Oracle has provided a package name dbms_redefinition, that can be used to perform operations on a table while keeping it online.

 

Here are the steps to follow:

  1. Verified that table could be redefined:
    can_redef_table
    (uname=’<table_owner>’
    , orig_table=>’<table_name>’
    , options_flag=>’cons_use_pk or cons_use_rowid’); <= optional if table has PK con_use_rowid if no PK on table.
  2.  

  3. Validated space is available prior to beginning compression removal.
    Assumption – that table would grow to double in size as an estimate.
  4.  

  5. Created separate undo tablespace for process, to prevent impacting other database transaction undo usage.
  6.  

  7. Create interim table that mirrors original, but without compression.
  8.  

  9. Next part is to run the compression itself.

     

    ALTER SESSION FORCE PARALLEL DML PARALLEL 2;
    ALTER SESSION FORCE PARALLEL QUERY PARALLEL 2;
    ALTER SESSION ENABLE RESUMABLE TIMEOUT 86400;
    ALTER SYSTEM SET UNDO_TABLESPACE = UNDOTBS3;

     

    begin
    dbms_redefinition.start_redef_table
    ( uname=>'<table_owner>',
    orig_table=>'<table>',
    int_table=>'<interim_table>', <= uncompressed table
    options_flag=>dbms_redefinition.cons_use_rowid  <= table doesn’t have a primary key defined.
    );
    end;
    /

     

    During this run, you can validate the original table doesn’t have a lock on it allowing the application and users to access it as normal.

     

    select b.owner, b.object_name, a.locked_mode
    from v$locked_object a, all_objects b
    where a.object_id = b.object_id
    /

     

    OWNER
    ------------------------------
    SYS
    <TABLE_OWNER>
    OBJECT_NAME
    ------------------------------
    SNAP$
    <INTERIM_TABLE>
    LOCKED_MODE
    -----------
    3
    6
  10.  

  11. After table redefinition has completed, now is the time to sync up all the table updates that happened during redefinition process.

     

    EXEC DBMS_REDEFINITION.sync_interim_table('OWNER', 'ORIGINAL', 'INTERIM_TABLE');

  12.  

  13. Copy table dependents to new table.

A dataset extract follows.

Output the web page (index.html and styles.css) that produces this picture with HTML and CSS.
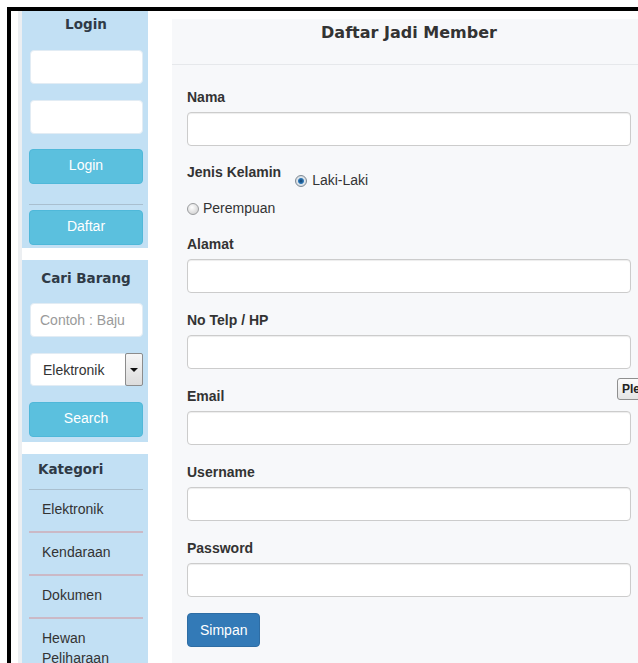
FILE: index.html
```html
<!DOCTYPE html>
<html lang="id">
<head>
<meta charset="utf-8">
<title>Daftar Jadi Member</title>
<link rel="stylesheet" href="styles.css">
</head>
<body>
<div class="frame">
  <aside class="sidebar">
    <section class="panel panel-login">
      <h3 class="panel-title">Login</h3>
      <input class="side-input first" type="text">
      <input class="side-input" type="password">
      <button class="btn-info btn-login" type="button">Login</button>
      <hr class="side-sep">
      <button class="btn-info btn-daftar" type="button">Daftar</button>
    </section>

    <section class="panel panel-search">
      <h3 class="panel-title">Cari Barang</h3>
      <input class="side-input first" type="text" placeholder="Contoh : Baju">
      <div class="select-wrap">
        <select class="side-select">
          <option>Elektronik</option>
          <option>Kendaraan</option>
          <option>Dokumen</option>
          <option>Hewan Peliharaan</option>
        </select>
        <span class="select-arrow"></span>
      </div>
      <button class="btn-info btn-search" type="button">Search</button>
    </section>

    <section class="panel panel-cat">
      <h3 class="panel-title cat-title">Kategori</h3>
      <ul class="cat-list">
        <li>Elektronik</li>
        <li>Kendaraan</li>
        <li>Dokumen</li>
        <li>Hewan<br>Peliharaan</li>
      </ul>
    </section>
  </aside>

  <main class="content">
    <div class="content-head">
      <h2>Daftar Jadi Member</h2>
    </div>
    <form class="content-body">
      <div class="group">
        <label class="field-label">Nama</label>
        <input class="field" type="text">
      </div>

      <div class="gender">
        <div class="gender-row">
          <span class="field-label inline">Jenis Kelamin</span>
          <label class="radio first-radio"><input type="radio" name="jk" checked>Laki-Laki</label>
        </div>
        <label class="radio second-radio"><input type="radio" name="jk">Perempuan</label>
      </div>

      <div class="group">
        <label class="field-label">Alamat</label>
        <input class="field" type="text">
      </div>
      <div class="group">
        <label class="field-label">No Telp / HP</label>
        <input class="field" type="text">
      </div>
      <div class="group">
        <label class="field-label">Email</label>
        <input class="field" type="email">
      </div>
      <div class="group">
        <label class="field-label">Username</label>
        <input class="field" type="text">
      </div>
      <div class="group last">
        <label class="field-label">Password</label>
        <input class="field" type="password">
      </div>

      <button class="btn-primary" type="button">Simpan</button>
    </form>
    <span class="tip">Please fill out this field.</span>
  </main>
</div>
</body>
</html>
```

FILE: styles.css
```css
html, body {
  margin: 0;
  height: 663px;
  overflow: hidden;
  background: #fff;
}

body {
  font-family: "Liberation Sans", Arial, sans-serif;
  font-size: 14px;
  color: #333;
}

/* outer frame with the dark top/left edge */
.frame {
  margin: 7px 0 0 7px;
  border-top: 4px solid #000;
  border-left: 4px solid #000;
  padding-left: 7px;
  height: 720px;
  display: flex;
  align-items: flex-start;
}

/* ---------- sidebar ---------- */
.sidebar {
  flex: none;
  width: 126px;
  border-left: 4px solid #eceff2;
  display: flex;
  flex-direction: column;
  gap: 12px;
  min-height: 720px;
}

.panel {
  background: #c2e0f4;
  padding: 0 5px 0 7px;
}

.panel-title {
  margin: 0;
  font-family: "DejaVu Sans", Verdana, sans-serif;
  font-weight: bold;
  font-size: 13.5px;
  line-height: 20px;
  text-align: center;
  color: #2f3a46;
}

.side-input {
  display: block;
  box-sizing: border-box;
  width: 113px;
  height: 34px;
  margin: 16px 0 0 1px;
  padding: 6px 9px;
  border: 1px solid #e2ecf4;
  border-radius: 4px;
  background: #fff;
  font-family: "Liberation Sans", Arial, sans-serif;
  font-size: 14px;
  color: #555;
  outline: none;
}

.side-input::placeholder {
  color: #9a9a9a;
}

.btn-info {
  display: block;
  box-sizing: border-box;
  width: 114px;
  height: 35px;
  border: 1px solid #4fb8d9;
  border-radius: 4px;
  background: #5bc0de;
  color: #fff;
  font-family: "Liberation Sans", Arial, sans-serif;
  font-size: 14px;
  padding: 0 0 3px;
}

/* login panel */
.panel-login {
  padding-top: 3px;
  padding-bottom: 3px;
}

.panel-login .btn-login {
  margin-top: 15px;
}

.side-sep {
  margin: 20px 0 0;
  border: 0;
  border-top: 1px solid #a9bfcf;
  height: 0;
}

.panel-login .btn-daftar {
  margin-top: 5px;
}

/* search panel */
.panel-search {
  padding-top: 8px;
  padding-bottom: 5px;
}

.panel-search .side-input.first {
  margin-top: 15px;
}

.select-wrap {
  display: flex;
  margin: 16px 0 0 1px;
  width: 113px;
  height: 33px;
}

.side-select {
  flex: 1;
  min-width: 0;
  -webkit-appearance: none;
  appearance: none;
  border: 1px solid #e2ecf4;
  border-right: 0;
  border-radius: 4px 0 0 4px;
  background: #fff;
  padding: 0 0 0 12px;
  font-family: "Liberation Sans", Arial, sans-serif;
  font-size: 14px;
  color: #333;
  outline: none;
}

.select-arrow {
  flex: none;
  position: relative;
  box-sizing: border-box;
  width: 18px;
  height: 33px;
  border: 1px solid #8c8c8c;
  border-radius: 2px;
  background: linear-gradient(#f6f6f6, #dcdcdc);
}

.select-arrow::after {
  content: "";
  position: absolute;
  left: 50%;
  top: 50%;
  margin: -2px 0 0 -4px;
  border-left: 4px solid transparent;
  border-right: 4px solid transparent;
  border-top: 4px solid #111;
}

.panel-search .btn-search {
  margin-top: 16px;
}

/* category panel */
.panel-cat {
  padding-top: 5px;
  flex: 1;
}

.cat-title {
  text-align: left;
  padding: 0 0 10px 9px;
  border-bottom: 1px solid #a9bfcf;
}

.cat-list {
  list-style: none;
  margin: 0;
  padding: 0;
}

.cat-list li {
  padding: 9px 0 12px 13px;
  line-height: 20px;
  border-bottom: 2px solid #cbb9c6;
  color: #333;
}

/* ---------- main content ---------- */
.content {
  position: relative;
  flex: none;
  width: 474px;
  margin: 8px 0 0 24px;
  min-height: 720px;
  background: #f7f8fa;
}

.content-head {
  box-sizing: border-box;
  height: 46px;
  padding-top: 2px;
  border-bottom: 1px solid #e6e8eb;
  text-align: center;
}

.content-head h2 {
  margin: 0;
  font-family: "DejaVu Sans", Verdana, sans-serif;
  font-weight: bold;
  font-size: 16px;
  line-height: 24px;
  color: #333;
}

.content-body {
  padding: 22px 15px 0;
}

.field-label {
  display: block;
  font-weight: bold;
  font-size: 14px;
  line-height: 20px;
  margin-bottom: 5px;
  color: #333;
}

.field-label.inline {
  display: inline-block;
  margin-bottom: 0;
}

.field {
  display: block;
  box-sizing: border-box;
  width: 444px;
  height: 34px;
  padding: 6px 12px;
  border: 1px solid #ccc;
  border-radius: 4px;
  background: #fff;
  box-shadow: inset 0 1px 1px rgba(0, 0, 0, 0.075);
  font-family: "Liberation Sans", Arial, sans-serif;
  font-size: 14px;
  outline: none;
}

.group {
  margin-bottom: 17px;
}

.group.last {
  margin-bottom: 15px;
}

/* gender radios */
.gender {
  margin-top: -1px;
  margin-bottom: 16px;
}

.gender-row {
  display: flex;
  align-items: flex-start;
}

.radio {
  display: flex;
  align-items: center;
  line-height: 20px;
  font-size: 14px;
  color: #333;
}

.first-radio {
  margin: 8px 0 0 14px;
}

.second-radio {
  margin-top: 8px;
}

.radio input {
  -webkit-appearance: none;
  appearance: none;
  box-sizing: border-box;
  width: 12px;
  height: 12px;
  margin: 2px 5px 0 0;
  border: 1px solid #9a9c9e;
  border-radius: 50%;
  background: radial-gradient(circle at 40% 35%, #ffffff 0, #e6e6e6 45%, #c9c9c9 100%);
}

.radio input:checked {
  border-color: #7f8a94;
  background: radial-gradient(circle at 50% 50%, #123f6b 0, #2f79b8 2.5px, #dfe6ec 3.5px, #c4cbd1 100%);
}

.second-radio input {
  margin-right: 4px;
}

.btn-primary {
  display: block;
  box-sizing: border-box;
  height: 34px;
  margin-top: 16px;
  padding: 0 12px;
  border: 1px solid #2e6da4;
  border-radius: 4px;
  background: #337ab7;
  color: #fff;
  font-family: "Liberation Sans", Arial, sans-serif;
  font-size: 14px;
}

/* browser validation bubble peeking in from the right */
.tip {
  position: absolute;
  left: 445px;
  top: 359px;
  box-sizing: border-box;
  height: 22px;
  padding: 0 4px;
  border: 1px solid #8f8f8f;
  border-radius: 3px;
  background: linear-gradient(#fbfbfb, #e4e4e4);
  font-family: "Liberation Sans", Arial, sans-serif;
  font-weight: bold;
  font-size: 12px;
  line-height: 20px;
  color: #222;
  white-space: nowrap;
}
```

This should copy all constraints, indexes and triggers using the default parameters.

     

    BEGIN
    DBMS_REDEFINITION.COPY_TABLE_DEPENDENTS
    (uname=>'<table_owner>',
    orig_table=>'<table>',
    int_table=>'<interim_table>');
    END;
    /

  14.  

  15. Finally, tables can be switched the interim table will now be the name of the original table and vice versa. To be safe, there should be no applications accessing the table for this last step.  It only takes a few seconds to perform.

     

    EXEC DBMS_REDEFINITION.finish_redef_table('<table_owner>', '<orig_table>', '<interim_table>');

Conclusion:

Using dbms_redefinition allows the DBA to make structural changes to a table that is completely transparent to the user community. In this example the purpose was to remove advanced compression from a table, but this is appropriate for changing a non-partitioned table to partitioned, changing column order or similar types of operations.